More recently, Ong designed the national costume for Miss Universe Malaysia 2019, Shweta Sekhon. The misstep by the pageant organisers (in wrongly announcing Malaysia as winning the Best National Costume) helped put it in the spotlight.
At the finals in Atlanta, Georgia, the organisers announced that Shweta won the award on its official Twitter account. The tweet was later deleted and Miss Philippines was named the rightful winner.
“I have designed for pageants before, but I wanted to do something that others in Malaysia have not done previously. So I looked to the Peranakan for inspiration, drawing from their culture, ” Ong says.
“The thought of winning never entered my mind at all.
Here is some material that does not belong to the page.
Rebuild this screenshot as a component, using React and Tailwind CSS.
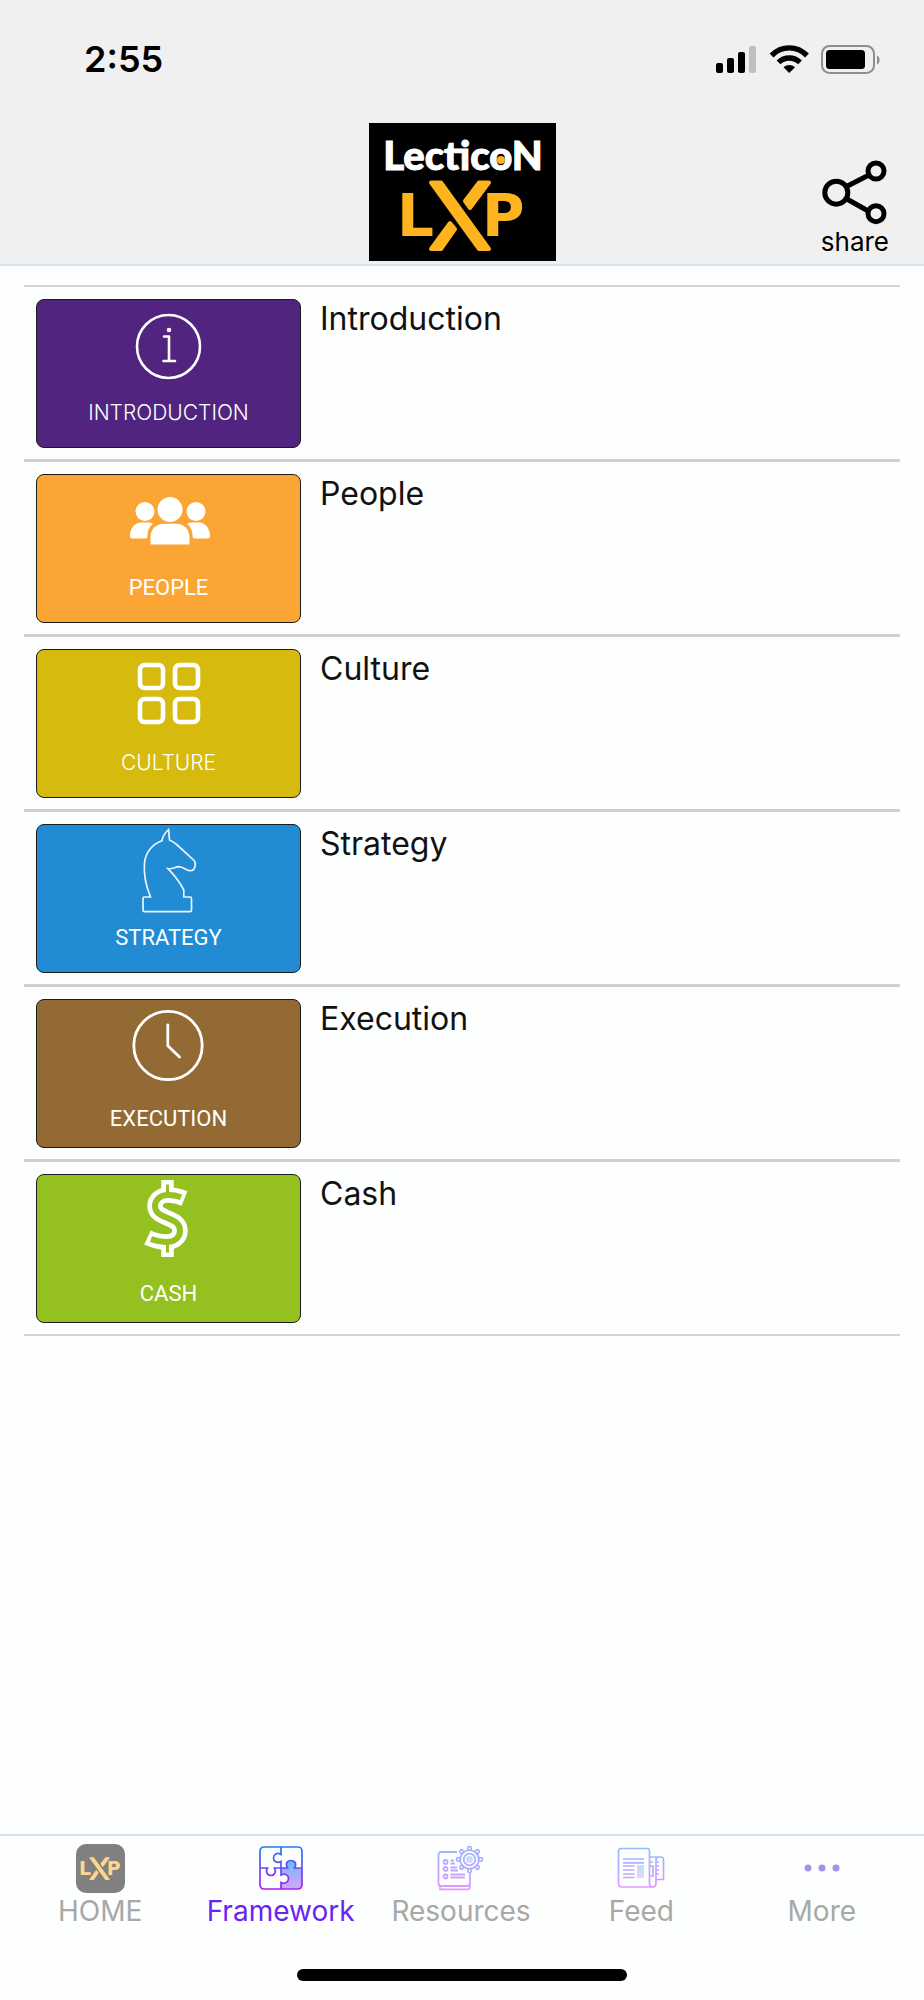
import React from "react";

function LxpMark({ color = "#fdb41e" }) {
  return (
    <g fill={color} stroke={color}>
      <text x="28" y="113" stroke="none" className="font-['DejaVu_Sans'] text-[58px] font-bold">L</text>
      <text x="113" y="113" stroke="none" className="font-['DejaVu_Sans'] text-[58px] font-bold">P</text>
      <g strokeWidth="4" strokeLinejoin="round">
        <path d="M62 59.5H72L120 126H110Z" />
        <path d="M110 59.5H120L101 85L96 78Z" />
        <path d="M62 126H72L86 106L81 100Z" />
      </g>
    </g>
  );
}

function Logo() {
  return (
    <svg viewBox="0 0 187 138" className="h-[138px] w-[187px] shrink-0 bg-black" role="img" aria-label="Lecticon LXP">
      <text x="94" y="47" textAnchor="middle" fill="#fff" stroke="#fff" strokeWidth="1" className="font-['Lato'] text-[40px] font-black">LecticoN</text>
      <circle cx="132" cy="37" r="4" fill="#fdb41e" />
      <LxpMark />
    </svg>
  );
}

function StatusIcons() {
  return (
    <svg viewBox="0 0 166 30" className="h-[30px] w-[166px]" aria-hidden="true">
      <rect x="0" y="19" width="7" height="10" rx="2" />
      <rect x="11" y="14" width="7" height="15" rx="2" />
      <rect x="22" y="8" width="7" height="21" rx="2" />
      <rect x="33" y="2" width="7" height="27" rx="2" fill="#bfbfbf" />
      <g fill="none" stroke="#000" strokeWidth="5.4">
        <path d="M55.5 11.5C65.5 1.3 81 1.3 91 11.5" />
        <path d="M62.5 18.4C68.500 12.500 78 12.500 84 18.4" />
      </g>
      <path d="M67.500 23.200C71 20.400 75.500 20.400 79 23.200L73.200 29Z" />
      <rect x="106" y="2" width="52" height="27" rx="7.500" fill="none" stroke="#8e8e8e" strokeWidth="2" />
      <rect x="110" y="6" width="39" height="19" rx="3.500" />
      <path d="M161 11.500C164.500 12.500 164.500 19.500 161 20.500Z" fill="#8e8e8e" />
    </svg>
  );
}

function ShareIcon() {
  return (
    <svg viewBox="0 0 66 67" className="h-[67px] w-[66px]" fill="none" stroke="#000" strokeWidth="5" aria-hidden="true">
      <circle cx="15.300" cy="33.700" r="11.500" />
      <circle cx="55" cy="12" r="8" />
      <circle cx="55" cy="54.700" r="8" />
      <path d="M25.500 27.500L48 16M25 39.500L48 52.500" />
    </svg>
  );
}

const icons = {
  introduction: (
    <g fill="none" stroke="#fff" strokeWidth="2.600" strokeLinecap="round" strokeLinejoin="round">
      <circle cx="49.500" cy="46.500" r="31.500" />
      <circle cx="50" cy="30" r="1" />
      <path d="M45 36.500H50V61M44.500 61H56" />
    </g>
  ),
  people: (
    <g fill="#fff">
      <circle cx="51" cy="34.500" r="12.500" />
      <path d="M31.500 69.500V63C31.500 54 37 48.700 45 48.700H57C65 48.700 70.500 54 70.500 63V69.500Z" />
      <circle cx="26" cy="36.500" r="9.500" />
      <path d="M13 63.500Q11 63.500 11 61C11 53 16 47.500 22 47.500H29Q32 47.500 34 48.700C30 52 28.500 56 28.500 61Q28.500 63.500 26.500 63.500Z" />
      <g transform="translate(102 0) scale(-1 1)">
        <circle cx="25" cy="36.500" r="9.500" />
        <path d="M13 63.500Q11 63.500 11 61C11 53 16 47.500 22 47.500H29Q32 47.500 34 48.700C30 52 28.500 56 28.500 61Q28.500 63.500 26.500 63.500Z" />
      </g>
    </g>
  ),
  culture: (
    <g fill="none" stroke="#fff" strokeWidth="4.600">
      <rect x="21" y="15" width="23" height="23" rx="4.500" />
      <rect x="56" y="15" width="23" height="23" rx="4.500" />
      <rect x="21" y="49" width="23" height="23" rx="4.500" />
      <rect x="56" y="49" width="23" height="23" rx="4.500" />
    </g>
  ),
  strategy: (
    <path
      d="M31.500 72C27 61 24.500 49 25.500 38C26.500 28 33 19 43 15.700C43.500 10.500 46.500 7.500 49.600 4.500L50.500 15C54 16.500 56 18 58.200 20L75.300 35.700Q76.500 37.500 76.200 40.500C75.500 45 73.500 46 70.800 45.700C67 45 64.500 42 59.800 41.700C56 41.700 54 44.300 49 43.700C56 51 61 57.500 64.800 65V72H71Q72.500 72 72.500 73.500V85Q72.500 86.700 71 86.700H25.500Q24 86.700 24 85V73.500Q24 72 25.500 72Z"
      fill="none"
      stroke="#eaf5fd"
      strokeWidth="1.700"
    />
  ),
  execution: (
    <g fill="none" stroke="#fff" strokeWidth="2.800" strokeLinecap="round" strokeLinejoin="round">
      <circle cx="49" cy="45.500" r="34.200" />
      <path d="M48.800 25V45.700L60.500 57" />
    </g>
  ),
  cash: (
    <g fill="none">
      <path d="M48.500 5V20M48.500 67V82" stroke="#fff" strokeWidth="12.500" />
      <path d="M65.500 23.500C58 20.500 53 20 49 20C41 20 36 25 36 31C36 45 61 41 61 55.500C61 63 55 67 47 67C40 67 35 65.500 28.500 62.500" stroke="#fff" strokeWidth="15.500" />
      <path d="M62 22.200C57 20.300 53 20 49 20C41 20 36 25 36 31C36 45 61 41 61 55.500C61 63 55 67 47 67C41 67 36.500 65.800 32 64.200" stroke="#94c11f" strokeWidth="6" />
      <path d="M48.500 9.500V19M48.500 68V77.500" stroke="#94c11f" strokeWidth="3" />
    </g>
  ),
};

const sections = [
  { id: "introduction", title: "Introduction", color: "bg-[#51257f]", label: "font-['Inter'] text-[21px] font-light pb-[26px]" },
  { id: "people", title: "People", color: "bg-[#faa534]", label: "font-['Roboto'] text-[22px] pb-[26px]" },
  { id: "culture", title: "Culture", color: "bg-[#d7ba0e]", label: "font-['Inter'] text-[21px] font-light pb-[26px]" },
  { id: "strategy", title: "Strategy", color: "bg-[#218bd4]", label: "font-['Roboto'] text-[22px] pb-[26px]" },
  { id: "execution", title: "Execution", color: "bg-[#936a34]", label: "font-['Roboto'] text-[22px] pb-5" },
  { id: "cash", title: "Cash", color: "bg-[#94c11f]", label: "font-['Roboto'] text-[22px] pb-5" },
];

function SectionRow({ section }) {
  return (
    <li>
      <a href={"#" + section.id} className="flex items-start gap-[19px] px-3 pt-3 pb-[11px]">
        <span className={"flex h-[149px] w-[265px] shrink-0 flex-col items-center justify-between rounded-lg border border-[#1c1c1c] text-white " + section.color}>
          <svg viewBox="0 0 100 92" className="h-[92px] w-[100px]" aria-hidden="true">{icons[section.id]}</svg>
          <span className={"leading-4 uppercase " + section.label}>{section.title}</span>
        </span>
        <span className="text-[32px] leading-10 text-[#111]">{section.title}</span>
      </a>
    </li>
  );
}

function Gradient({ id, soft }) {
  return (
    <defs>
      <linearGradient id={id} gradientUnits="userSpaceOnUse" x1="0" y1="0" x2="0" y2="44">
        <stop offset="0" stopColor={soft ? "#93bdff" : "#1e7bff"} />
        <stop offset="1" stopColor={soft ? "#e596ff" : "#b818f0"} />
      </linearGradient>
      <linearGradient id={id + "-fill"} x1="0" y1="0" x2="0" y2="1">
        <stop offset="0" stopColor={soft ? "#b5e3ff" : "#68bdff"} />
        <stop offset="1" stopColor={soft ? "#edd0ff" : "#d5a5f8"} />
      </linearGradient>
    </defs>
  );
}

function HomeIcon() {
  return (
    <svg viewBox="0 0 49 49" className="h-[49px] w-[49px]" aria-hidden="true">
      <rect width="49" height="49" rx="10" fill="#808080" />
      <g transform="translate(-6 -5.500) scale(0.325)">
        <LxpMark color="#fdd68c" />
      </g>
    </svg>
  );
}

function FrameworkIcon() {
  return (
    <svg viewBox="0 0 44 44" className="h-11 w-11" fill="none" aria-hidden="true">
      <Gradient id="framework" />
      <path
        d="M22 22H28.500C26 18 28 14.500 32 14.500S38 18 35.500 22H43V39Q43 43 39 43H22V36.500C26 38.500 29.500 36 29.500 32.500S26 27 22 29Z"
        fill="url(#framework-fill)"
      />
      <g stroke="url(#framework)" strokeWidth="1.700">
        <rect x="1" y="1" width="42" height="42" rx="4" />
        <path d="M22 1V8.500C18 6 14.500 8.500 14.500 12S18 17.500 22 15.500V22" />
        <path d="M1 22H8.500C6 26 8.500 29.500 12 29.500S17.500 26 15.500 22H28.500C26 18 28 14.500 32 14.500S38 18 35.500 22H43" />
        <path d="M22 22V29C26 27 29.500 29 29.500 32.500S26 38.500 22 36.500V43" />
      </g>
    </svg>
  );
}

function ResourcesIcon() {
  const teeth = [0, 45, 90, 135, 180, 225, 270, 315];
  return (
    <svg viewBox="0 0 48 46" className="h-[46px] w-12" fill="none" aria-hidden="true">
      <Gradient id="resources" soft />
      <g stroke="url(#resources)" strokeWidth="1.800">
        <path d="M20 7H4Q1.500 7 1.500 10V38Q1.500 41 4 41H30Q33 41 33 38V28" />
        <path d="M3 41V44.300H31Q33 44.300 33 40" />
        <circle cx="8.500" cy="17" r="2" />
        <circle cx="8.500" cy="24" r="2" />
        <circle cx="8.500" cy="31.500" r="2" />
        <path d="M13.500 15.500H17M13.500 18.500H18M13.500 22.500H20M13.500 25.500H21M13.500 29.500H28M13.500 32.500H28" />
        <circle cx="32.500" cy="14.500" r="5.800" />
        <circle cx="32.500" cy="14.500" r="9.300" />
      </g>
      {teeth.map((angle) => (
        <rect key={angle} x="30.800" y="1.500" width="3.400" height="3.700" rx="1.400" fill="#fdfefe" stroke="#a3a9ff" strokeWidth="1.500" transform={"rotate(" + angle + " 32.500 14.500)"} />
      ))}
      <circle cx="32.500" cy="14.500" r="3.600" fill="url(#resources-fill)" />
    </svg>
  );
}

function FeedIcon() {
  return (
    <svg viewBox="0 0 48 42" className="h-[42px] w-12" fill="none" aria-hidden="true">
      <Gradient id="feed" soft />
      <g stroke="url(#feed)" strokeWidth="1.700" strokeLinejoin="round">
        <path d="M5 1.500H30Q32.500 1.500 32.500 4V36Q32.500 40 35.500 40H5Q1.500 40 1.500 36V4Q1.500 1.500 5 1.500Z" />
        <path d="M35.500 40Q39 40 39 36V13Q39 10 42 10H44Q46.500 10 46.500 13V32.500H39M42 10H32.500M32.500 19H36V29H32.500M32.500 15H36M42 15H39M42 19H39M42 23H39M42 27H39" />
        <path d="M6 12H27M6 15.800H27M6 19H17.500M6 23H17.500M6 27H17.500M6 30.500H17.500" />
      </g>
      <rect x="20" y="18" width="7" height="13" fill="url(#feed-fill)" />
    </svg>
  );
}

function MoreIcon() {
  return (
    <svg viewBox="0 0 36 8" className="h-2 w-9" fill="#a294ed" aria-hidden="true">
      <circle cx="4" cy="4" r="3.500" />
      <circle cx="18" cy="4" r="3.500" />
      <circle cx="32" cy="4" r="3.500" />
    </svg>
  );
}

const tabs = [
  { name: "HOME", Icon: HomeIcon },
  { name: "Framework", Icon: FrameworkIcon, active: true },
  { name: "Resources", Icon: ResourcesIcon },
  { name: "Feed", Icon: FeedIcon },
  { name: "More", Icon: MoreIcon },
];

export default function App() {
  return (
    <div className="flex min-h-screen flex-col bg-[#fdfefe] font-['Inter',sans-serif] text-black">
      <header className="border-b-2 border-[#d9e2f1] bg-[#f0f0f0]">
        <div className="flex items-center justify-between pt-[39px] pr-[42px] pl-[84px]">
          <time className="text-[36px] leading-10 font-semibold">2:55</time>
          <StatusIcons />
        </div>
        <div className="grid grid-cols-[1fr_auto_1fr] items-end pt-11 pb-[3px]">
          <span />
          <Logo />
          <button type="button" className="mr-[35px] flex flex-col items-start justify-self-end pb-[3px] text-[26px] leading-8">
            <ShareIcon />
            <span>share</span>
          </button>
        </div>
      </header>

      <main className="px-6 pt-[19px]">
        <ul className="divide-y-3 divide-[#d0d0d0] border-y-2 border-[#d4d4d4]">
          {sections.map((section) => (
            <SectionRow key={section.id} section={section} />
          ))}
        </ul>
      </main>

      <footer className="mt-auto border-t-2 border-[#d9e2f1]">
        <nav className="grid grid-cols-5 pt-[7px] pr-3 pl-[10px]">
          {tabs.map(({ name, Icon, active }) => (
            <a key={name} href={"#" + name.toLowerCase()} className={"flex flex-col items-center text-[28px] leading-9 " + (active ? "text-[#6c22f5]" : "text-[#a8a8a8]")}>
              <span className="flex h-[50px] items-center">
                <Icon />
              </span>
              {name}
            </a>
          ))}
        </nav>
        <div className="mx-auto mt-10 mb-[19px] h-3 w-[330px] rounded-full bg-black" />
      </footer>
    </div>
  );
}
I just wanted to create a beautiful dress that’s interesting. At the same time, I wanted to show off a part of our country’s culture.”
All that said, Ong’s first foray into fashion was actually to teach. He says that he took things at a pace he was comfortable with, gaining experience before venturing out as a designer.
In 1988, after enrolling in a fashion course in Ipoh, he was asked to be a lecturer. Thereon, he spent several years instructing and guiding other students on the art of creating beautiful dresses.
He then started his very own fashion academy in 1992. The Carven Ong Academy Of Fashion ran until 2010. Starting his own label only came later in his career. His ready-to-wear business was only founded in 1996.
“Moda (Malaysian Official Designers Association) was the one who first gave me a space to sell my ready-to-wear. Located at Sogo, KL, the outlet carried the designs from 11 young designers.”
It then took another nine years before he started his own couture boutique in 2005. So you could say that doing things slow and steady is Ong’s secret to success and staying power.
“I like drawing ever since I was young, but my family wasn’t so keen on me being a fashion designer. I had to work hard to support myself while I studied fashion, ” he says, about his past.
According to Ong, being a fashion designer was not seen as a valid career back then. There was also not much support given to aspiring designers when he started out. So, he had to go the extra mile to pursue his passion.
He looks up to other Malaysian designers like Sonny San and Edmund Ser. These veteran names (who are his contemporaries) have successfully captured the local ready-to-wear market for the longest time.
Ong has dressed countless celebrities and his customers are also among Malaysia’s high society. Yet, he still loves designing for the everyday woman and does not believe in adhering to an ideal body type in his creations.
Ong is not afraid to push boundaries. He has always championed for inclusivity; designing for women of all shapes and sizes is something he takes in his stride.
At his boutique at The Intermark in Kuala Lumpur, Ong offers both custom-designed evening and bridalwear. His ready-to-wear collections can be found in several department stores.
He believes that designers should always learn to manage their own business. His advice to young talents is to start with ready-to-wear first, as couture requires a deft hand at dressmaking.
“You can’t say that you only like designing. You have to know how to sew too, for example. You have to pick up the skill in order for you to successfully create a dress, or instruct someone to do it for you.”
Ong, who will be presenting at the upcoming Mercedes-Benz Fashion Week Kuala Lumpur 2020 in April, also thinks that the industry has changed a lot over the years. Designers really have to do everything they can to keep up.
“I’m still learning. You would think that I’m at a level where I can do everything. But no, I have to admit that it is, and always will be, a learning process for me. That’s how fashion is.”